Edit: A favourite of mine, from a /. sig: `Visual Basic, like cheap beer, and Americas Funniest Home videos is an enabling technology for stupid people.'
Many major suppliers gunk up prebuilt machines with craplets but at the end of the day customers will accept it for lower prices and it will continue as long as they do.
http://arstechnica.com/news.ars/post/20070111-8598.html
Visual Basic?
I think it is called VB.NET now.
It was not like BASIC at all. Not that I knew basic. I did some in a crappy paper at uni once. You clicked on things a lot. And you wrote 'dim' or something to define variables.
Actually, I suspect you didn't have to define variables. I remember being frustrated by it.
Compared to the BASIC I knew from C64s and the like, it was not all that different. The major differences was that it was made procedural, and a modicum of object-orientation was tacked on. In short, it was a dog -- it took a simplistic teaching language (BASIC), and tried to make it into something more serious -- but still tried to make it easy to use (hence the `Visual' bit, with the clicky-draggy GUI bits). I started off in assembly, briefly fooled around with C, before being introduced to this VB shite at school and just about threw up. Now I'm at uni and am being fed Java and am reacting in a similar manner -- although Java is nowhere near as bad, I just prefer barebones C. I dislike OOP, for some reason, even in C++ form.

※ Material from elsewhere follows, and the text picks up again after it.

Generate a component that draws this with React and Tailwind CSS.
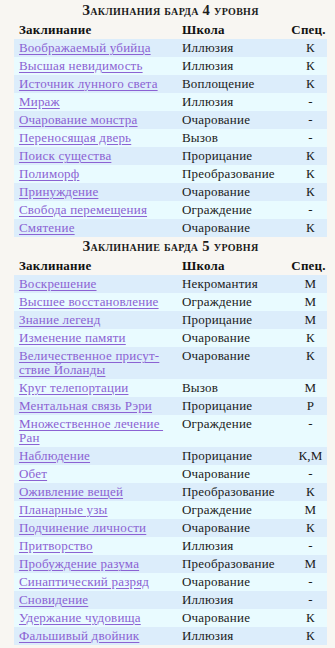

But yeah, VB is now VB.NET, and is really just a different way of writing C#. In fact, both C# and VB.NET both get converted into some kind of intermediate language before being converted into bytecode (or something like that, I forget). VB.NET is apparently almost unrecogniseable. Both VB and VB.NET appear to be the usual sad outcome of design-by-committee that seems to be so prevalent in large organisations such as Microsoft (although they're particularly susceptible to it).
oooh, geek snobbery.
I prefer it when you cunts just make programs that work and stop whining about about the languages you use to make them.
You don't hear engineers whining when a bridge collapses saying "i much preferred it when we made them out of iron, just like the old days, this prestressed concrete is just soooo ugly and difficult to work with"
what's that saying about workmen and tools again??